Kasus PLTA Poso di Sulawesi Tengah juga memperkuat argumen tentang transisi energi yang tidak berkeadilan. Proyek ini berpotensi memicu konflik serius dengan masyarakat adat setempat. Dampak yang telah terlihat meliputi perampasan tanah, timbulnya konflik antarwarga, skema ganti rugi yang tidak adil, kerusakan lingkungan yang parah, dan bahkan peningkatan tingkat kemiskinan di kalangan komunitas terdampak.
Dari sudut pandang lingkungan, Juru Kampanye Hutan Greenpeace Indonesia, Sekar Banjaran Aji, menegaskan bahwa transisi energi juga memiliki implikasi signifikan terhadap ekosistem.
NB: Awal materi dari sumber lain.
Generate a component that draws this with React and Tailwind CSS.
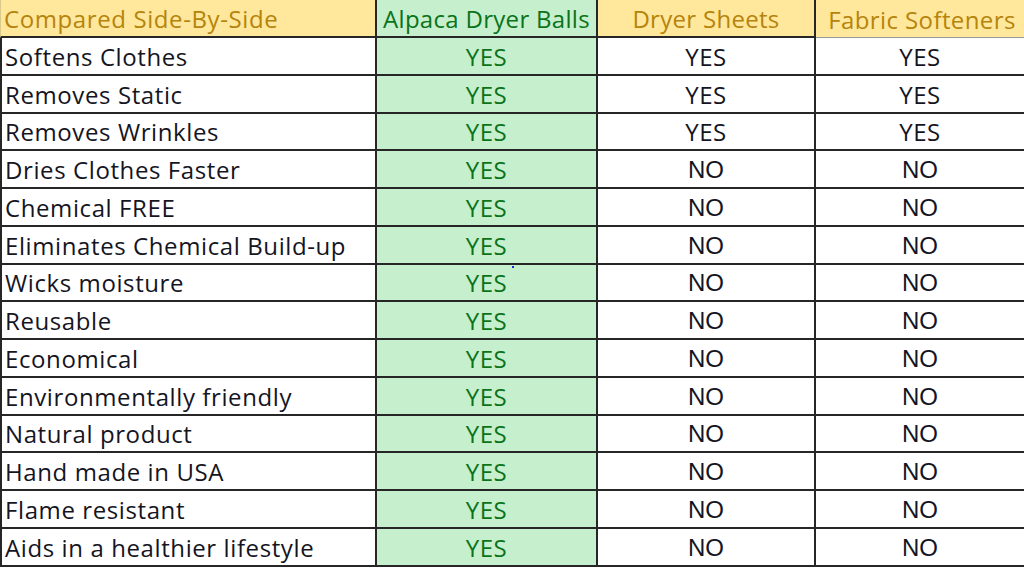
const rows = [
  ['Softens Clothes', 'YES', 'YES', 'YES'],
  ['Removes Static', 'YES', 'YES', 'YES'],
  ['Removes Wrinkles', 'YES', 'YES', 'YES'],
  ['Dries Clothes Faster', 'YES', 'NO', 'NO'],
  ['Chemical FREE', 'YES', 'NO', 'NO'],
  ['Eliminates Chemical Build-up', 'YES', 'NO', 'NO'],
  ['Wicks moisture', 'YES', 'NO', 'NO'],
  ['Reusable', 'YES', 'NO', 'NO'],
  ['Economical', 'YES', 'NO', 'NO'],
  ['Environmentally friendly', 'YES', 'NO', 'NO'],
  ['Natural product', 'YES', 'NO', 'NO'],
  ['Hand made in USA', 'YES', 'NO', 'NO'],
  ['Flame resistant', 'YES', 'NO', 'NO'],
  ['Aids in a healthier lifestyle', 'YES', 'NO', 'NO'],
]

function Value({ v }) {
  if (v === 'NO') {
    return <span className="font-['Liberation_Sans',Arial,sans-serif] text-[24px]">NO</span>
  }
  return <span className="text-[24px] tracking-[0.5px]">YES</span>
}

export default function App() {
  return (
    <div className="relative w-[1024px] h-[568px] overflow-hidden bg-white text-[#15151f] font-['Open_Sans',sans-serif] font-medium">
      <div className="grid grid-cols-[377px_221px_218px_1fr]">
        {/* cabecera */}
        <div className="h-[38px] flex items-center pl-[3px] pt-[2px] bg-[#FFE79C] text-[#B5840C] text-[24px] tracking-[0.6px] border-l border-l-[#d9c98a] border-r-2 border-b-2 border-[#262626]">
          Compared Side-By-Side
        </div>
        <div className="h-[38px] flex items-center justify-center pt-[2px] bg-[#C6EFCE] text-[#0B7319] text-[24px] tracking-[0.3px] border-r-2 border-b-2 border-[#262626]">
          Alpaca Dryer Balls
        </div>
        <div className="h-[38px] flex items-center justify-center pt-[2px] bg-[#FFE79C] text-[#B5840C] text-[24px] tracking-[0.3px] border-r-2 border-b-2 border-[#262626]">
          Dryer Sheets
        </div>
        <div className="h-[38px] flex items-center justify-center pt-[2px] pl-[4px] bg-[#FFE79C] text-[#B5840C] text-[24px] tracking-[0.4px] border-b border-[#9a9a9a]">
          Fabric Softeners
        </div>

        {rows.map(([label, a, b, c]) => (
          <div key={label} className="contents">
            <div className="h-[37.75px] flex items-center pl-[3px] pt-[2px] text-[24px] tracking-[0.6px] border-l-2 border-r-2 border-b-2 border-[#262626]">
              {label}
            </div>
            <div className="h-[37.75px] flex items-center justify-center pt-[2px] bg-[#C6EFCE] text-[#0B7319] border-r-2 border-b-2 border-[#262626]">
              <Value v={a} />
            </div>
            <div className="h-[37.75px] flex items-center justify-center pt-[2px] border-r-2 border-b-2 border-[#262626]">
              <Value v={b} />
            </div>
            <div className="h-[37.75px] flex items-center justify-center pt-[2px] border-b-2 border-[#262626]">
              <Value v={c} />
            </div>
          </div>
        ))}
      </div>

      {/* punto azul suelto */}
      <div className="absolute left-[512px] top-[266px] w-[2px] h-[2px] bg-[#1d2bd6]" />
    </div>
  )
}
Berdasarkan pemantauan Greenpeace Indonesia, terlihat jelas bahwa pemanfaatan energi dan dampak yang ditimbulkannya tidak merata di setiap lapisan masyarakat, seringkali memperparah ketimpangan yang ada.
Oleh karena itu, Sekar menekankan urgensi partisipasi masyarakat yang aktif dan krusial dalam mewujudkan transisi energi yang adil. Masyarakat tidak boleh pasif, melainkan harus proaktif dalam menyuarakan kepentingan dan hak-hak mereka. “Kalau kita tidak berusaha merebut mikrofonnya, ya selamanya akan jauh dari kita dan kita akan kehilangan suara kita,” pungkas Sekar, menggarisbawahi pentingnya advokasi kolektif.